Questa eredità storica, più negativa che positiva, ha colpito e colpisce tutte le istituzioni, laiche o religiose che siano. La rapida sintesi certamente non rende ragione della complessità, sia dal punto di vista storico, che sociale, tuttavia serve a delineare il contesto, in cui cresce e si fa strada una classe dirigente, che, a prescindere dalle realtà, in cui esercita il proprio potere, condivide alcuni e precisi atteggiamenti.

Ovviamente alla radice di questi atteggiamenti ci sono quei lati oscuri, tipici della condizione umana generale. Il punto di partenza è, quindi, l’educazione al ben vivere, al vivere virtuoso in una comunità, che è dovere per tutti e in tutti i contesti. L’educazione – intesa come la greca paideía, che coniuga conoscenza e prassi – è il problema centrale di ogni vita comunitaria, inclusa la prassi di potere. L’educazione non è un problema di meriti ma di fatica per portare frutti con le proprie capacità. Nel linguaggio aristotelico ogni comunità è ispirata da un ordine e mira al vivere bene (eû zên).

Essa può vivere bene solo se l’educazione, impartita o conseguita da se stessi, porta i cittadini all’acquisizione e alla pratica delle virtù (Politica). E dove si imparano il ben vivere e la vita virtuosa? Non certo si imparano sui social (per quanto utili a connettere persone); non certo su citazioni solenni di frasi ad effetto (anche nei luoghi istituzionali); non certo nell’esaltazione mitica delle figure del passato (senza muovere un dito per imitarli nel quotidiano). E ancor meno non si imparano nella ricerca sfrenata del consenso, nell’anelito al potere come questione di vita o di morte e nell’accrescere il proprio tornaconto in termini di denaro e utilità varie.
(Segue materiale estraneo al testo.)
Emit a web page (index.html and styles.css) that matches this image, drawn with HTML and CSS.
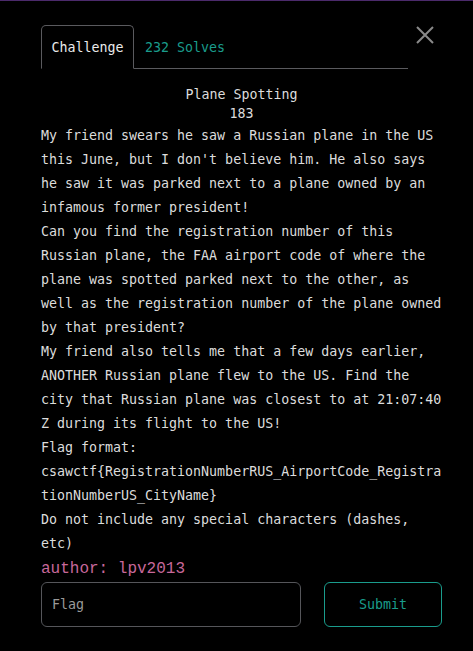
FILE: index.html
```html
<!DOCTYPE html>
<html>
<head>
<meta charset="utf-8">
<link rel="stylesheet" href="styles.css">
</head>
<body>
<div class="modal">
  <div class="header">
    <nav class="tabs">
      <span class="tab active">Challenge</span>
      <span class="tab solves">232 Solves</span>
    </nav>
    <button class="close" aria-label="Close">
      <svg width="18" height="18" viewBox="0 0 18 18"><path d="M1 1L17 17M17 1L1 17" stroke="#8a8a8a" stroke-width="2" fill="none"/></svg>
    </button>
  </div>
  <div class="title">
    <div>Plane Spotting</div>
    <div>183</div>
  </div>
  <div class="desc">
    <p>My friend swears he saw a Russian plane in the US this June, but I don't believe him. He also says he saw it was parked next to a plane owned by an infamous former president!</p>
    <p>Can you find the registration number of this Russian plane, the FAA airport code of where the plane was spotted parked next to the other, as well as the registration number of the plane owned by that president?</p>
    <p>My friend also tells me that a few days earlier, ANOTHER Russian plane flew to the US. Find the city that Russian plane was closest to at 21:07:40 Z during its flight to the US!</p>
    <p>Flag format:</p>
    <p class="flag">csawctf{RegistrationNumberRUS_AirportCode_RegistrationNumberUS_CityName}</p>
    <p>Do not include any special characters (dashes, etc)</p>
    <p class="author">author: lpv2013</p>
  </div>
  <form class="submit-row">
    <input class="flag-input" type="text" placeholder="Flag">
    <button class="submit" type="button">Submit</button>
  </form>
</div>
</body>
</html>
```

FILE: styles.css
```css
html, body {
  margin: 0;
  padding: 0;
  background: #000;
}
body {
  border-top: 1px solid #4b2a6b;
  height: 650px;
  font-family: "DejaVu Sans Mono", monospace;
  color: #dcdcdc;
  font-size: 13.3px;
}
.modal {
  width: 401px;
  margin-left: 41px;
  padding-top: 24px;
}
.header {
  display: flex;
  align-items: flex-start;
}
.tabs {
  display: flex;
  width: 367px;
  border-bottom: 1px solid #5a5a5e;
  height: 43px;
}
.tab {
  display: flex;
  align-items: center;
  padding: 0 10px;
  height: 44px;
  box-sizing: border-box;
  font-size: 13.3px;
}
.tab.active {
  border: 1px solid #5a5a5e;
  border-bottom: 1px solid #000;
  border-radius: 5px 5px 0 0;
  width: 93px;
  justify-content: center;
  padding: 0;
  color: #eaeaea;
}
.tab.solves {
  color: #1a9c8c;
  padding-left: 11px;
}
.close {
  background: none;
  border: none;
  padding: 0;
  margin-left: 8px;
  margin-top: 1px;
  width: 18px;
  height: 18px;
  display: flex;
}
.title {
  text-align: center;
  margin-top: 16px;
  line-height: 19px;
  font-size: 13.3px;
}
.desc {
  line-height: 24px;
  margin-top: 1px;
}
.desc p {
  margin: 0;
}
.flag {
  overflow-wrap: anywhere;
  word-break: break-all;
}
.author {
  font-family: "Liberation Mono", monospace;
  font-size: 16px;
  color: #c8689b;
  line-height: 26px;
}
.submit-row {
  display: flex;
  justify-content: space-between;
}
.flag-input {
  width: 260px;
  height: 45px;
  box-sizing: border-box;
  background: #000;
  border: 1px solid #55565a;
  border-radius: 6px;
  padding: 0 10px;
  font-family: "DejaVu Sans Mono", monospace;
  font-size: 13.3px;
  color: #ddd;
  outline: none;
}
.flag-input::placeholder {
  color: #9a9a9a;
}
.submit {
  width: 118px;
  height: 45px;
  background: #000;
  border: 1px solid #1a9c8c;
  border-radius: 6px;
  color: #1a9c8c;
  font-family: "DejaVu Sans Mono", monospace;
  font-size: 13.3px;
}
```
Gli esperti discutono se leader si nasce o si diventa. Forse entrambi. Per comandare ci voglio delle capacità umane, costitutive del proprio temperamento (tra le maggiori: intelligenza, pazienza, capacità di ascolto, intuito sulle persone e abilità nel tessere relazioni). Esse sono un dono che si ha, per natura o per grazia (per chi ci crede). Ma poi su questi doni vanno innestati percorsi seri di studio, formazione, esperienze e verifiche. Altrimenti avremo sempre chi arriva a piccole o grandi responsabilità perché è il parente di…, o l’amante di… o il raccomandato da… E una volta arrivati si può promettere mare e monti ma le proprie capacità non si inventano né si possono fingere; prima o poi il “potere svela la persona”, come insegna Aristotele.
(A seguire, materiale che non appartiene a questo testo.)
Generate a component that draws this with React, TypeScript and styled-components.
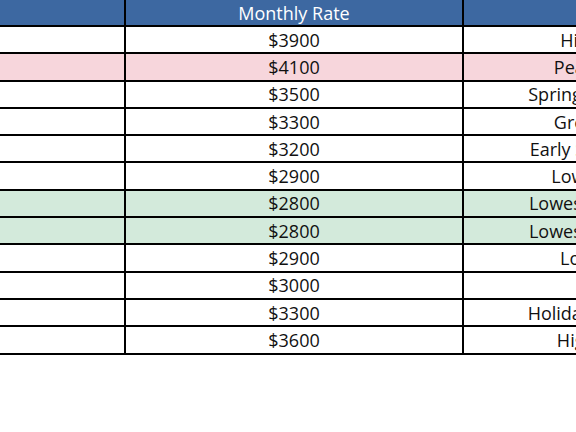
import React from 'react';
import styled, { createGlobalStyle } from 'styled-components';

const GlobalStyle = createGlobalStyle`
  html, body {
    margin: 0;
    padding: 0;
    background: #ffffff;
    overflow: hidden;
  }
  body {
    font-family: 'Open Sans', 'Liberation Sans', sans-serif;
  }
`;

const Page = styled.div`
  width: 576px;
  height: 432px;
  overflow: hidden;
  background: #ffffff;
`;

const Table = styled.table`
  border-collapse: collapse;
  table-layout: fixed;
  width: 1034px;
  margin: -2px 0 0 -234px;
  font-size: 18px;
  color: #111111;
`;

const HeadCell = styled.th`
  height: 25px;
  padding: 0;
  border: 2px solid #000000;
  background: #3d68a1;
  color: #ffffff;
  font-weight: 400;
  text-align: center;
  white-space: nowrap;
  line-height: 1;
`;

type Tone = 'plain' | 'peak' | 'low';

const toneColors: Record<Tone, string> = {
  plain: '#ffffff',
  peak: '#f7d6dc',
  low: '#d3eadb',
};

const Row = styled.tr<{ $tone: Tone }>`
  background: ${(p) => toneColors[p.$tone]};
`;

const Cell = styled.td`
  height: 25.3px;
  padding: 0;
  border: 2px solid #000000;
  text-align: center;
  white-space: nowrap;
  overflow: hidden;
  line-height: 1;
`;

const rows: { month: string; rate: number; note: string; tone: Tone }[] = [
  { month: 'January', rate: 3900, note: 'High Ski Demand', tone: 'plain' },
  { month: 'February', rate: 4100, note: 'Peak Season Rates', tone: 'peak' },
  { month: 'March', rate: 3500, note: 'Spring Break Travel Peak', tone: 'plain' },
  { month: 'April', rate: 3300, note: 'Great Spring Value', tone: 'plain' },
  { month: 'May', rate: 3200, note: 'Early Summer Discounts', tone: 'plain' },
  { month: 'June', rate: 2900, note: 'Low Summer Rates', tone: 'plain' },
  { month: 'July', rate: 2800, note: 'Lowest Rates of the Year', tone: 'low' },
  { month: 'August', rate: 2800, note: 'Lowest Rates of the Year', tone: 'low' },
  { month: 'September', rate: 2900, note: 'Low Fall Demand', tone: 'plain' },
  { month: 'October', rate: 3000, note: 'Fall Foliage', tone: 'plain' },
  { month: 'November', rate: 3300, note: 'Holiday Travel Rate Rises', tone: 'plain' },
  { month: 'December', rate: 3600, note: 'High Winter Rates', tone: 'plain' },
];

const App = () => {
  return (
    <>
      <GlobalStyle />
      <Page>
        <Table>
          <colgroup>
            <col style={{ width: 358 }} />
            <col style={{ width: 338 }} />
            <col style={{ width: 338 }} />
          </colgroup>
          <thead>
            <tr>
              <HeadCell>Month</HeadCell>
              <HeadCell>Monthly Rate</HeadCell>
              <HeadCell>Notes</HeadCell>
            </tr>
          </thead>
          <tbody>
            {rows.map((r) => (
              <Row key={r.month} $tone={r.tone}>
                <Cell>{r.month}</Cell>
                <Cell>${r.rate}</Cell>
                <Cell>{r.note}</Cell>
              </Row>
            ))}
          </tbody>
        </Table>
      </Page>
    </>
  );
};

export default App;
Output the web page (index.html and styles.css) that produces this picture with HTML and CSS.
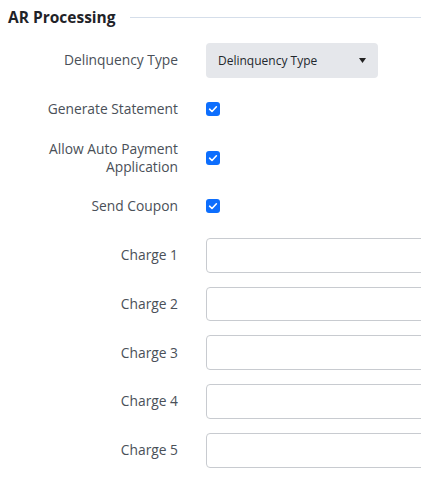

Eppure una classe dirigente (o pronta per essere tale), in piccola quantità ma con alte qualità, esiste nel nostro Paese. Spesso non raggiunge il potere perché chi comanda vive nell’invidia e nella corruzione, si autoreplica, cioè si attornia o designa a succedere chi è come lui o lei o anche peggio. Un esempio per tutti: l’ignobile legge elettorale vigente che privilegia, per lo più, non chi sa comandare ma solo chi ha protettori in alto.

Per riflettere ancora potrebbe aiutare una pagina della Fratelli tutti (n. 159) in cui papa Francesco, soffermandosi sul fenomeno del populismo, spiega che il leader negativo è colui che cerca di “di attrarre consenso allo scopo di strumentalizzare politicamente la cultura del popolo, sotto qualunque segno ideologico, al servizio del proprio progetto personale e della propria permanenza al potere. Altre volte mira ad accumulare popolarità fomentando le inclinazioni più basse ed egoistiche di alcuni settori della popolazione. Ciò si aggrava quando diventa, in forme grossolane o sottili, un assoggettamento delle istituzioni e della legalità”. Il nostro impegno personale, sociale ed ecclesiale, invece, deve tendere, come dice il papa, a formare “capaci di interpretare il sentire di un popolo, la sua dinamica culturale e le grandi tendenze di una società. Il servizio che prestano, aggregando e guidando, può essere la base per un progetto duraturo di trasformazione e di crescita, che implica anche la capacità di cedere il posto ad altri nella ricerca del bene comune”.